Review Summary: The sound of a band reinvigorated.
Isn’t it strange how the simplest thing can become so complicated over time? Take being in a band. You start off as a group of friends, bashing instruments, making obnoxious noises, annoying neighbours. Your purpose is simple and uncomplicated: Unified by a mutual love of music, joined together by an urge to say something, a “something” that often can’t be articulated or understood. But you just know it’s there, in the back of your mind, interminably present like an itch you can’t scratch: That instinctive yearning to play, to create, to make a statement, to make noise.
But, as the cliché goes, time makes fools of us all. Eventually cracks appear in the framework. You’re growing as people, more than likely growing apart rather than together. You start to develop your own ideas of art, of self, of what you want from life: Maybe one of you wants to go abroad for college, the other wants to start a family, the other wants a seismic change in musical direction. Maybe you, as a person, have outgrown the old, now seemingly archaic, paradigm. Your ideas and concepts have become more interesting, more nuanced, more adult. This growth and development is mostly a positive thing, but there comes with it a sad and inevitable cost: For the first time, there’s friction in the group, and that old solidarity, the singular, unified vision you once held, in all its wonderful simplicity, fragments for good as you each develop and grow apart. Eventually, just making noise becomes more complicated than you’d ever imagined.
I can’t claim to know
This Town Needs Guns as people, but I can hopefully and accurately assert that they, like all bands, have been subject to the strange and unpredictable shifts that time brings. Formed in 2004 (how long ago that must seem), they lost their original bassist and drummer barely a year later, and there were further changes to the rhythm section around the release of their excellent debut album,
Animals in 2008. Finally, in what must have seemed like a final, cruel twist of fate, original vocalist Stuart Smith left in 2011, to start a family. Priorities shifted, members lost, I’m sure tears of frustration have been shed. How easy it must have been for the band to just give up and move on.

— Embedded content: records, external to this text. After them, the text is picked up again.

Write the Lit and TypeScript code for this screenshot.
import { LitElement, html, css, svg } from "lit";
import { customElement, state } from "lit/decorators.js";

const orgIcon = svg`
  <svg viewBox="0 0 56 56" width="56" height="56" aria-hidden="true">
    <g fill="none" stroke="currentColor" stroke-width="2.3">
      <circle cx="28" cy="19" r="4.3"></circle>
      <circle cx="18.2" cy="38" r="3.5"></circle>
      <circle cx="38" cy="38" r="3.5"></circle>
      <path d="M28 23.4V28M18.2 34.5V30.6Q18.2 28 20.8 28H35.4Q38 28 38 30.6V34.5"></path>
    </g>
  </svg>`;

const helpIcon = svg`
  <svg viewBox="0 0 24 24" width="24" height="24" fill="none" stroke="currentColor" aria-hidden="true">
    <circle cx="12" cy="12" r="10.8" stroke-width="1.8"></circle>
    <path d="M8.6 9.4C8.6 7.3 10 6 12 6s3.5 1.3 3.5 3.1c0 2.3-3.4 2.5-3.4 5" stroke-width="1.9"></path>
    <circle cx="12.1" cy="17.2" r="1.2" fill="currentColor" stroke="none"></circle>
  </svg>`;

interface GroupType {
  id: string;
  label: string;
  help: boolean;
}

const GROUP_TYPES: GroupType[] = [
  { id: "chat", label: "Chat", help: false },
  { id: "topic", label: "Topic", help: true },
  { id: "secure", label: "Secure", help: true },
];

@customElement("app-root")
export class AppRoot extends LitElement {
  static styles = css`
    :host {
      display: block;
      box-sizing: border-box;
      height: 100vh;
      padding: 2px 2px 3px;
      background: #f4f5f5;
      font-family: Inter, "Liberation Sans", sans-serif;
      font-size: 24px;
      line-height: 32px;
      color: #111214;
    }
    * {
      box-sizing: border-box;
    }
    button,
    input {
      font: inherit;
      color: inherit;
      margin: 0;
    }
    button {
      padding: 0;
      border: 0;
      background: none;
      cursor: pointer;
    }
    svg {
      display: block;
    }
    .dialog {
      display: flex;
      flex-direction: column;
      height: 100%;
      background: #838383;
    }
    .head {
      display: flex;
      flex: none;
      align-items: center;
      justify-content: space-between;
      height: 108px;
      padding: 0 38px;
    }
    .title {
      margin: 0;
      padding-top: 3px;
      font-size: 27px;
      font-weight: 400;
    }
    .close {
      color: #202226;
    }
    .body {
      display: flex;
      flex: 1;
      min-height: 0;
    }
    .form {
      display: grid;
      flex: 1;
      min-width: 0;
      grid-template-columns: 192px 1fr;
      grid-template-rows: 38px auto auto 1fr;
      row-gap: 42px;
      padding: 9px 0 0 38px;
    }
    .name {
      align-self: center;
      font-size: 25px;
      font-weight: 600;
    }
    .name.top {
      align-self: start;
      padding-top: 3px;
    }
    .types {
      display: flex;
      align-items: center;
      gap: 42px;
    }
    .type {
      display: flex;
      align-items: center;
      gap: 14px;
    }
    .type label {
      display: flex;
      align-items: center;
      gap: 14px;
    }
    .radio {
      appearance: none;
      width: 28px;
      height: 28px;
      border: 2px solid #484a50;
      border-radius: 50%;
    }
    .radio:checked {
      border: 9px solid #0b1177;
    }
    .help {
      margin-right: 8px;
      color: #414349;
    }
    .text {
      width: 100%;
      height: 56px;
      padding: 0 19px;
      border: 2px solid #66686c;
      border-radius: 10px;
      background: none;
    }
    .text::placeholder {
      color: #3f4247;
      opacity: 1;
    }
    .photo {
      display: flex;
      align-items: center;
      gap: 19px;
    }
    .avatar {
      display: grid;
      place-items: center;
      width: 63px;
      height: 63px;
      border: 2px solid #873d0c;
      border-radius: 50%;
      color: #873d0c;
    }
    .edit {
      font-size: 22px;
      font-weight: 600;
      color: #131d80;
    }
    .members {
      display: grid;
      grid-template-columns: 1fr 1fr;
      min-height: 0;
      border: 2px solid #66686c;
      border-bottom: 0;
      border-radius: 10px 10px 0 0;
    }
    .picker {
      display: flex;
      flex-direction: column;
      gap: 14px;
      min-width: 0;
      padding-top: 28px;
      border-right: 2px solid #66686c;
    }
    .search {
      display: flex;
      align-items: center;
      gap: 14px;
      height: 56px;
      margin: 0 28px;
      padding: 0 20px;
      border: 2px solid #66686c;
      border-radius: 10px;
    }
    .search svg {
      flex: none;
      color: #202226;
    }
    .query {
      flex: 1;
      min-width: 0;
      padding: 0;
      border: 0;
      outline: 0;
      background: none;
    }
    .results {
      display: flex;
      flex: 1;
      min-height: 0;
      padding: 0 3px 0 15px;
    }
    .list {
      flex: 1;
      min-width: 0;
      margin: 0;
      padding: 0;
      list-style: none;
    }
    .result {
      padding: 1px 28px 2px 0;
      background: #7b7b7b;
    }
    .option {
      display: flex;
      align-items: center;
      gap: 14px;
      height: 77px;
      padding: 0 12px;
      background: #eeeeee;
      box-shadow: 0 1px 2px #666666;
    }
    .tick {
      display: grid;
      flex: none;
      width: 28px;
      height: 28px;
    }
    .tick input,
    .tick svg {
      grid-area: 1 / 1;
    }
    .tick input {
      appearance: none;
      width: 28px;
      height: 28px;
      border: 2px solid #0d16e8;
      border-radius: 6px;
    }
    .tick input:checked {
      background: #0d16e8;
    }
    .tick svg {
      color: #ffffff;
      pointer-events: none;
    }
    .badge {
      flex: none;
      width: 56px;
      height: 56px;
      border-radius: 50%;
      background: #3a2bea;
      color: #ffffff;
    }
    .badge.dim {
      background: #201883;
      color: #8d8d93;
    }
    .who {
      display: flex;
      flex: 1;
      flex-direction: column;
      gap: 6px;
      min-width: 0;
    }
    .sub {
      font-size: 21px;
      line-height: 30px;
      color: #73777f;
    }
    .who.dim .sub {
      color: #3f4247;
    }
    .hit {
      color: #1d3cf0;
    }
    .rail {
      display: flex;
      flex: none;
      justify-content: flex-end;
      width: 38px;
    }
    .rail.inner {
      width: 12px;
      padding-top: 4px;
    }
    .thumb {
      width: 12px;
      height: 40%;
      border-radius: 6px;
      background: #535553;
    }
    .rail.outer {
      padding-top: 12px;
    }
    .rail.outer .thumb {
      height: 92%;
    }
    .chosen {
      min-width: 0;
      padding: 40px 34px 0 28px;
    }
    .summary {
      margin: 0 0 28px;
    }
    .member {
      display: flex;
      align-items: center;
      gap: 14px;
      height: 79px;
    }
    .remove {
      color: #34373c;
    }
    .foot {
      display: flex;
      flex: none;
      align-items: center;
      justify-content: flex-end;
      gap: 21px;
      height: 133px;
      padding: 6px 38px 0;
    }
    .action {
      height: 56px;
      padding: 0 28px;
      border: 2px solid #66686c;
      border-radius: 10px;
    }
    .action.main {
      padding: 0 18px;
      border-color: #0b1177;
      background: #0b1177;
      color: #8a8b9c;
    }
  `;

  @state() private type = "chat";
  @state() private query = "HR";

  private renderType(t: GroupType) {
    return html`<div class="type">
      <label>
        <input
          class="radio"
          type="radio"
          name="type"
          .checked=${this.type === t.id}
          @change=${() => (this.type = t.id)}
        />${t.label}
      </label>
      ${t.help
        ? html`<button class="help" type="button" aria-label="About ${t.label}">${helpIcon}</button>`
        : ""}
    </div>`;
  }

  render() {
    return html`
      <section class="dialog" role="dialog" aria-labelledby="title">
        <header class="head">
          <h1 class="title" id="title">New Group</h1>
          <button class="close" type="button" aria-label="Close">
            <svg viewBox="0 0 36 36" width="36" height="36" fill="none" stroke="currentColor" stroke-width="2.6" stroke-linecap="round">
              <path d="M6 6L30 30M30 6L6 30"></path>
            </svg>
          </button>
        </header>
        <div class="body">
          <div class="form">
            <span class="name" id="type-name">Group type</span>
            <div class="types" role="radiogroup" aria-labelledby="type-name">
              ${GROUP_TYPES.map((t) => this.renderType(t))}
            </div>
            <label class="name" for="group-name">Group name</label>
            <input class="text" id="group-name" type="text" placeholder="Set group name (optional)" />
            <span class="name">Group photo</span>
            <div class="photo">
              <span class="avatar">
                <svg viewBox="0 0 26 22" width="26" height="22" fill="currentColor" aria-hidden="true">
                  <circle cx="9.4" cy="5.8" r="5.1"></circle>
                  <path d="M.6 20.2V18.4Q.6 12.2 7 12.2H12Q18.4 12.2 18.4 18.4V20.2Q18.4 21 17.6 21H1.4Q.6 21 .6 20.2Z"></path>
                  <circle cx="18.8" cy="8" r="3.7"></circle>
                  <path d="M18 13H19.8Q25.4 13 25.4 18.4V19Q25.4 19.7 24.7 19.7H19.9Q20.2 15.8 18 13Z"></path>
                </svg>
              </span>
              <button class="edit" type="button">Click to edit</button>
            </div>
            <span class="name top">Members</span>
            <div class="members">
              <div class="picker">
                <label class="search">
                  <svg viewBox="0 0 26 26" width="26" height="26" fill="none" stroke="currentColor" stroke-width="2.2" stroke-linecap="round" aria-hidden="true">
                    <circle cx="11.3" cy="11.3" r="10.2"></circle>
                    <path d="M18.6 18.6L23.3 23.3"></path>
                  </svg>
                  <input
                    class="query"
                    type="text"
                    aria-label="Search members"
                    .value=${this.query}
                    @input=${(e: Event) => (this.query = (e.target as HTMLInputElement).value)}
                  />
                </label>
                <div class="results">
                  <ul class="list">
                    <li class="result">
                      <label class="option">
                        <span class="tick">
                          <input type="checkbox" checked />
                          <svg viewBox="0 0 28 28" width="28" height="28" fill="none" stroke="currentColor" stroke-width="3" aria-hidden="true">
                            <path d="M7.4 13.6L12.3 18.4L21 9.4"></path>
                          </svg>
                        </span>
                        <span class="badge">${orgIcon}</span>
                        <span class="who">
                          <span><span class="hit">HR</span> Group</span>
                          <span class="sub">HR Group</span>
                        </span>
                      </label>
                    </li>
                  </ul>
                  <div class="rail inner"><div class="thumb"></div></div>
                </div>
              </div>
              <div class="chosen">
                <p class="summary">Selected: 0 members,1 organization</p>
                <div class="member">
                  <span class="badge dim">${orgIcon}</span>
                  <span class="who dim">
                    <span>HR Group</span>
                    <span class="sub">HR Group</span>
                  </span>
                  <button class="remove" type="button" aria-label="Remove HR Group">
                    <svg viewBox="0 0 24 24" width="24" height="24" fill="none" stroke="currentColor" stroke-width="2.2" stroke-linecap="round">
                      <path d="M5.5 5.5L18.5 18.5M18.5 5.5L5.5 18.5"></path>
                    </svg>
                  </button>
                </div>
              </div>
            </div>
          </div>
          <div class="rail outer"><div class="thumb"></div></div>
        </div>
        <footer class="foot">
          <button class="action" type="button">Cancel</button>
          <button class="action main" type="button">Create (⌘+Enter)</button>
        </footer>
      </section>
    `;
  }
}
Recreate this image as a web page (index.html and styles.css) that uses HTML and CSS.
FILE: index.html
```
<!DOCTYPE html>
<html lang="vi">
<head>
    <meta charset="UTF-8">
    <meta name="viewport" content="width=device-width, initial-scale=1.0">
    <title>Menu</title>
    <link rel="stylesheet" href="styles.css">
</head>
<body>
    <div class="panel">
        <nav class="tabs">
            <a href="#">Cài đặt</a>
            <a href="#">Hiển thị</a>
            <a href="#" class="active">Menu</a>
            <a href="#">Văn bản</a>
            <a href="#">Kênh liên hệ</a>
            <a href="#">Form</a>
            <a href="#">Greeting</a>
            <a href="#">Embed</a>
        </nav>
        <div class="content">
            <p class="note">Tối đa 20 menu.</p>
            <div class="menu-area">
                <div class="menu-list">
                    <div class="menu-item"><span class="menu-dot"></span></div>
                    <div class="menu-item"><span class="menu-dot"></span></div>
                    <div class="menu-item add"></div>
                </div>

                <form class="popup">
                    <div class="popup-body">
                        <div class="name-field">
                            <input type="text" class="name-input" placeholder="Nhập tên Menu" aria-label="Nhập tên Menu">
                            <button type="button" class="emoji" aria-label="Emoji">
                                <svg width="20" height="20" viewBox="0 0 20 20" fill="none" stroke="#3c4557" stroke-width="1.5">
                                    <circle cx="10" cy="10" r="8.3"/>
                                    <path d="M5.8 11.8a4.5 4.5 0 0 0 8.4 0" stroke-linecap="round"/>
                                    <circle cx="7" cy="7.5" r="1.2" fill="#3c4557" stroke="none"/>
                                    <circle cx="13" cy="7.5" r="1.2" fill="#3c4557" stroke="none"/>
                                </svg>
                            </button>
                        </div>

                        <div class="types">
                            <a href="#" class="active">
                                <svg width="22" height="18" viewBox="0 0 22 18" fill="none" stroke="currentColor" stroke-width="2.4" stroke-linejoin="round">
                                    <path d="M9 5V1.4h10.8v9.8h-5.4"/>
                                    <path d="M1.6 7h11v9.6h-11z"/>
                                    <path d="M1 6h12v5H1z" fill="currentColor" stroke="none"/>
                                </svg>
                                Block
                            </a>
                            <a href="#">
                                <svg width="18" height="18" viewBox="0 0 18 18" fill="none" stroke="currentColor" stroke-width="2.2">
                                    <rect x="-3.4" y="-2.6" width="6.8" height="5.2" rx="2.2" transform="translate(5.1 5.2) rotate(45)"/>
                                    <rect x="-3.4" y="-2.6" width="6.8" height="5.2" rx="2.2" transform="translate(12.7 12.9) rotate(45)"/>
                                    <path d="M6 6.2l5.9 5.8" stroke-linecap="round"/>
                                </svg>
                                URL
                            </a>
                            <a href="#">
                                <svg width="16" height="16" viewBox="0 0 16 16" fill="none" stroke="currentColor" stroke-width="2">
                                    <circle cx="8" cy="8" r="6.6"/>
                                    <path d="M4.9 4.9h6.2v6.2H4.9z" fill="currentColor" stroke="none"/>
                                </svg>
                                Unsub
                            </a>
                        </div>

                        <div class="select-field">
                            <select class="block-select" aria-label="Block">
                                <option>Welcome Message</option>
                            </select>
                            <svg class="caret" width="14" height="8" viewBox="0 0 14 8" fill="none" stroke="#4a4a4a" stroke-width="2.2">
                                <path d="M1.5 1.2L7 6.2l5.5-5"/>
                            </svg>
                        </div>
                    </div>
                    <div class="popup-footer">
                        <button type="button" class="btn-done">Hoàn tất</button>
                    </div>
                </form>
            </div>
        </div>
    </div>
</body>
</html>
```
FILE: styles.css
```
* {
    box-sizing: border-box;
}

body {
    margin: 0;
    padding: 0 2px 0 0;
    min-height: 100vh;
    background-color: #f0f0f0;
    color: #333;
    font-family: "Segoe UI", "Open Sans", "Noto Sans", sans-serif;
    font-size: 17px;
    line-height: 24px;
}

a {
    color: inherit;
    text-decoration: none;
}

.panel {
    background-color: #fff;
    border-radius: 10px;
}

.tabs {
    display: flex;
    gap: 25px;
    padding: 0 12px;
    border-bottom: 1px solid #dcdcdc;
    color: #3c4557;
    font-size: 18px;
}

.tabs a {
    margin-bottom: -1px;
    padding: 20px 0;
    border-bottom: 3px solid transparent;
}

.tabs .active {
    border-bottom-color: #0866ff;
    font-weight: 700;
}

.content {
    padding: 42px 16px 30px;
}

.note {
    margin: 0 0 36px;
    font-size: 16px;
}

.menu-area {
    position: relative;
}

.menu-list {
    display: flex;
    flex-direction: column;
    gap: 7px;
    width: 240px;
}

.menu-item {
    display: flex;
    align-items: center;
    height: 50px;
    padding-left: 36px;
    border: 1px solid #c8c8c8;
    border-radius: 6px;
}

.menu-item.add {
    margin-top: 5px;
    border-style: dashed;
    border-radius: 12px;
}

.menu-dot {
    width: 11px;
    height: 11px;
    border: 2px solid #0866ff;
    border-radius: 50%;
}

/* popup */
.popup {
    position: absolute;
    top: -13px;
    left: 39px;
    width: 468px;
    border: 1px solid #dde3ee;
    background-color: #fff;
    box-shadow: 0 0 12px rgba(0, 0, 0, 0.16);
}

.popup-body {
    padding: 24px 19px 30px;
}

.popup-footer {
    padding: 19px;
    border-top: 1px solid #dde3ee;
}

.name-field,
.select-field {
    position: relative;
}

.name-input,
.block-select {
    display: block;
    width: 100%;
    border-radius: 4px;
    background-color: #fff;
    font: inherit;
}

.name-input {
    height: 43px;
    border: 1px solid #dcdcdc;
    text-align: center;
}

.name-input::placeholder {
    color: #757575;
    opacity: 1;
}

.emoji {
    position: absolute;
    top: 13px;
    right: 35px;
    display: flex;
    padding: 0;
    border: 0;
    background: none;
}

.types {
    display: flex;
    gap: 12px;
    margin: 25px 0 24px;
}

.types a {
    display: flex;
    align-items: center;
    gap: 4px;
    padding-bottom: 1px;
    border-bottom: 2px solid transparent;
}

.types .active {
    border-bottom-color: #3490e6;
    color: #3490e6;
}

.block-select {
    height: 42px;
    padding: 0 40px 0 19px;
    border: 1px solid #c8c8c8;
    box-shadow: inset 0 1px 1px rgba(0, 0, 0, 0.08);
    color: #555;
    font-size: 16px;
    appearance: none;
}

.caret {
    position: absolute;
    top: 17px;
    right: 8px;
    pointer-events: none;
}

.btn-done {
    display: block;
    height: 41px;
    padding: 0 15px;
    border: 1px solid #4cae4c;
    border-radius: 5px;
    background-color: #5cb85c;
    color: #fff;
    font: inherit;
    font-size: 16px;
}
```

Instead, they did the opposite. Replacing the departed and deciding to soldier on, This Town Needs Guns (relatively) recently re-emerged as a three-piece in 2011, with sole original member Tim Collis on guitar, Henry Tremain handling bass and vocals, and Chris Collis on drums. From this line-up, new album
13.0.0.0.0 has emerged, and what a pleasure it is that we get the opportunity to hear this wonderful, vastly underrated, band release new material of such high quality. On tracks such as opener “Cat Fantastic”, “I’ll Take the Minute, Snake” and “Triptych”, they revisit their signature sound with a renewed vigour and confidence, as we’re reminded of what made them great in the first place: Gorgeous textures, layered soundscapes, playful and intricate polyrhythms, and of course the simply outstanding guitar work of Collis, a prodigal talent whose playing combines elements of rock, jazz, indie, math-rock, flamenco; seemingly able to do anything he conceives on his instrument.
Also notable is Tremain’s impressive performance in the vocal department. It can’t be easy writing hooks over such complex, shifting, often atonal music, but he does a fantastic job of sitting on top of it all, his gentle timbre marrying the music perfectly, especially on stunning acoustic-driven highlight “2 Birds, One Stone, and an Empty Stomach”. Arguably, the band could have pushed the boat out slightly more in terms of developing and progressing from what they’ve shown us before, but this would be a very minor criticism. When a signature sound is revisited so successfully after so many years without new material, there’s not really any room for complaint. Ultimately,
13.0.0.0.0 is the sound of a band knowing what they do well, and doing it better than almost anyone else.
And to think, we might never have got the chance to hear any of it.
13.0.0.0.0 not only proves that This Town Need Guns are still one of most innovative and interesting underground, guitar-based bands in Britain, but there’s an even deeper lesson here: If time and change is inevitable and unavoidable, it’s how we react to it that’s important. In their case, This Town Needs Guns decided to face change with determination, desire and adaptability. Maybe, with the right attitude, making noise doesn’t have to be so complicated after all. Like everything in life, The Boss sums it up best: “Everything dies baby, that’s a fact/ But maybe everything that dies/ someday comes back”. And all the better if it does.